The transformation of my musical life happened slowly. I used to bring an envelope of CDs to work and play them through my computer's CD-ROM drive. The first time I saw a CD burner, I was blown away -- and immediately set out to consolidate all of my favorite Peter Gabriel B-Sides into one massive mix CD.
Then one day I read a story about fitting the entire Beatles catalog on two CDs. It didn't make sense to me until I discovered that the CDs were full of compressed audio files called MP3s.

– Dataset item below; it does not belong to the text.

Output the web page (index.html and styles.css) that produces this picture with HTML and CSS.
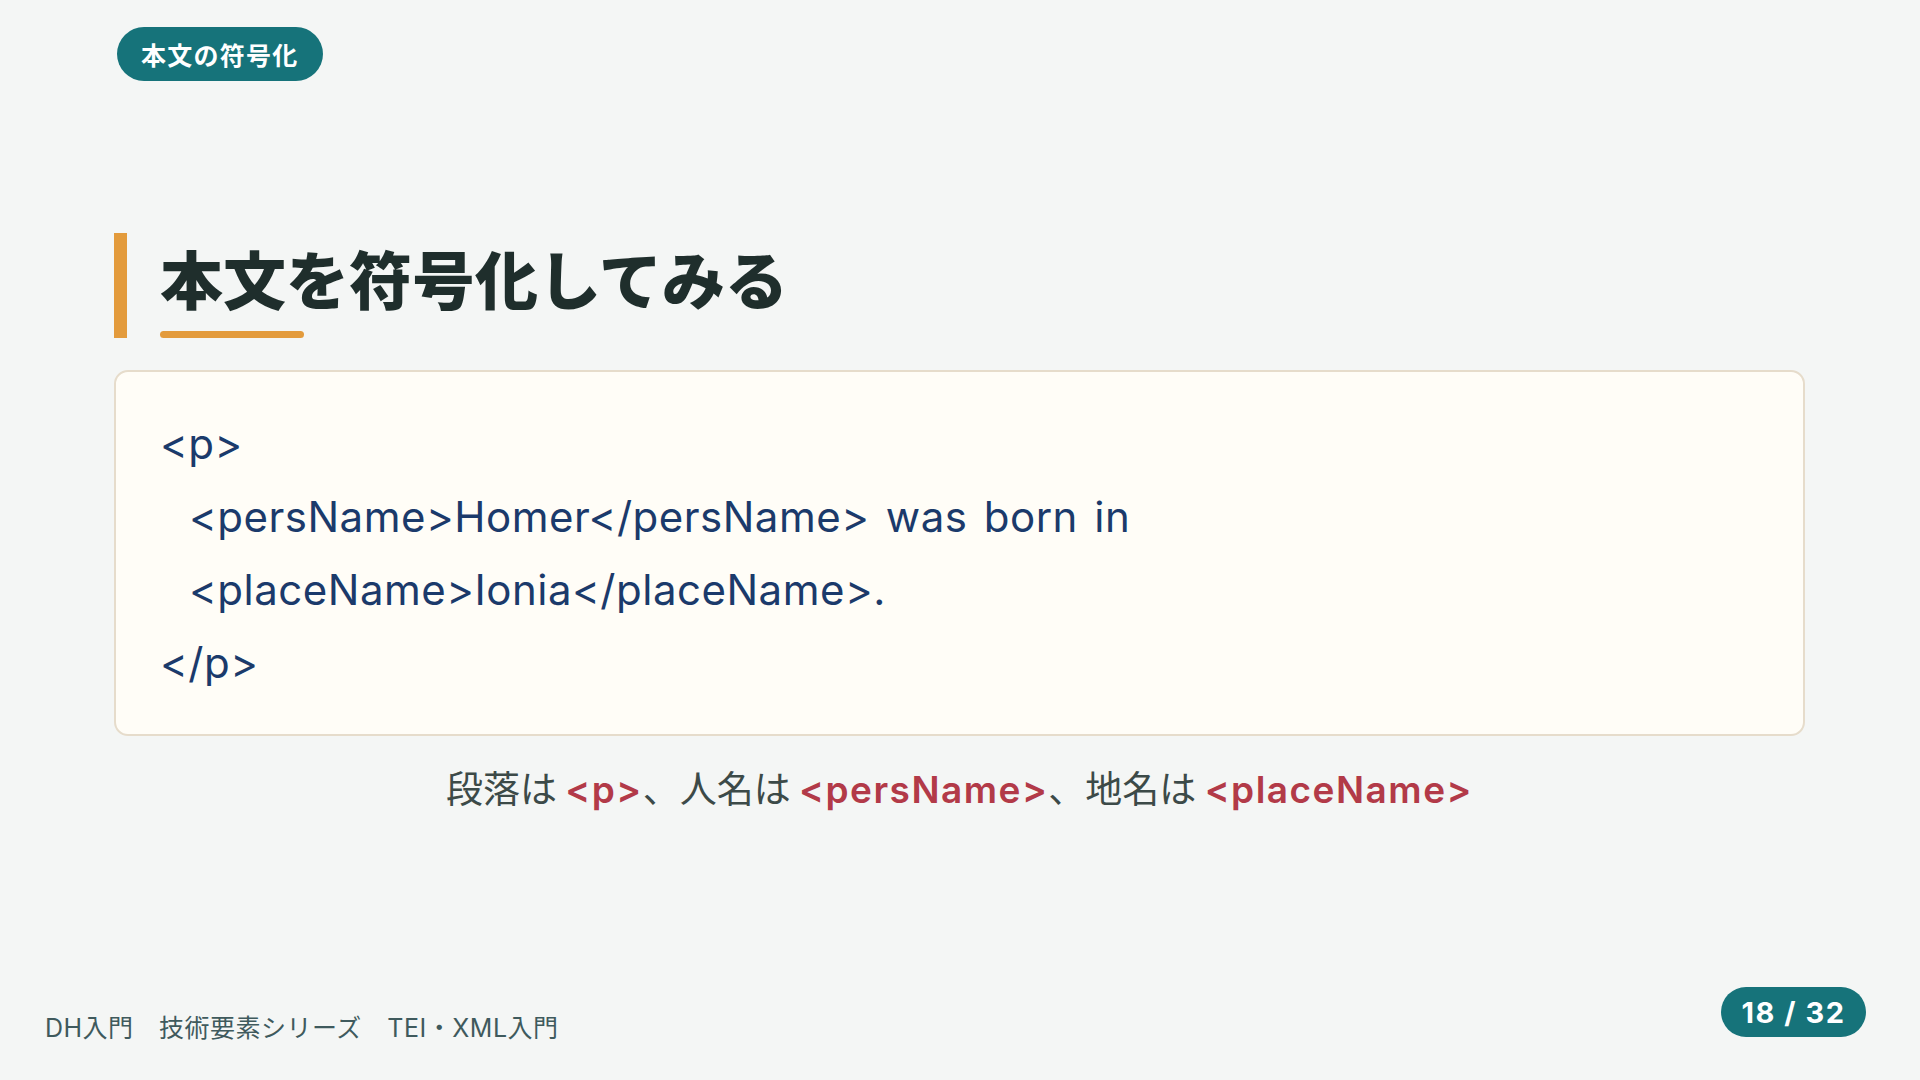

It was pretty much a blur after that. At some point, I stopped bringing CDs to work (except to rip their contents to MP3) and had begun to fill up my disk with selections from my music collection. The iPod and iTunes arrived, and my entire CD collection departed to a storage area after a quick stop to be transmogrified into MP3 files. And then the iTunes Music Store turned me into a serious music purchaser for the first time since college.
If this story isn't familiar to you -- if you're one of the Macworld readers who have griped about the volume of iPod coverage in Macworld -- avert your eyes from next month's cover. It's hard for us to avoid the hottest product Apple has released in years, but we sympathize when one of those readers says, "If you love the iPod so much, why don't you give it its own magazine?"
And so we did.
Playlist is a special issue (very much like our previous "Total OS X," "Digital Hub," and "Total Panther" issues) that's devoted entirely to digital music, with a focus on the iPod and iTunes. Playlist features cool iPod accessories, lots of iTunes tips, and plenty of stuff about music itself. It's available on newsstands only, beginning August 24.
Computer technology has transformed the way we devour music -- and for the better. Now we can hold 4,000 songs in our pocket, letting us shuffle through the works of Beethoven while riding the bus or listen to our favorite '80s rock album the very moment we become nostalgic for it.
That's why we created Playlist . We agree with Apple that the intersection of music and technology is the most exciting place in the world right now. New technologies are bringing us more freedom to enjoy our favorite music (and, lest I forget, audiobooks), as well as opportunities to explore new music that we might never have tried out if we had to buy a CD down at the local record store. The digital music revolution even threatens to change how we listen to live music, as touring bands begin to sell downloads (or even CDs) of their concerts right as they happen.
Inside Playlist you'll find a collection of stories from this collision of music and tech. There are stories by technology experts who have been following digital music from the outset. From these, you'll discover countless things you never knew you could do with your iPod or iTunes, as well as countless accessories, the best headphones and external speakers, and much more.
But Playlist also takes care of the music side of the equation, not only with a collection of music reviews, but with interviews of people on the cutting edge of digital music, from artists to DJs. And we're taking advantage of the unique power of the digital music world to have artists, fans, journalists, and other music aficionados create cool musical mixes that you can try yourself.
Yes, the world of digital music has come a long way from those first tentative steps into the world of MP3s. But I have the sneaking suspicion that we haven't even finished the opening act of the digital music revolution.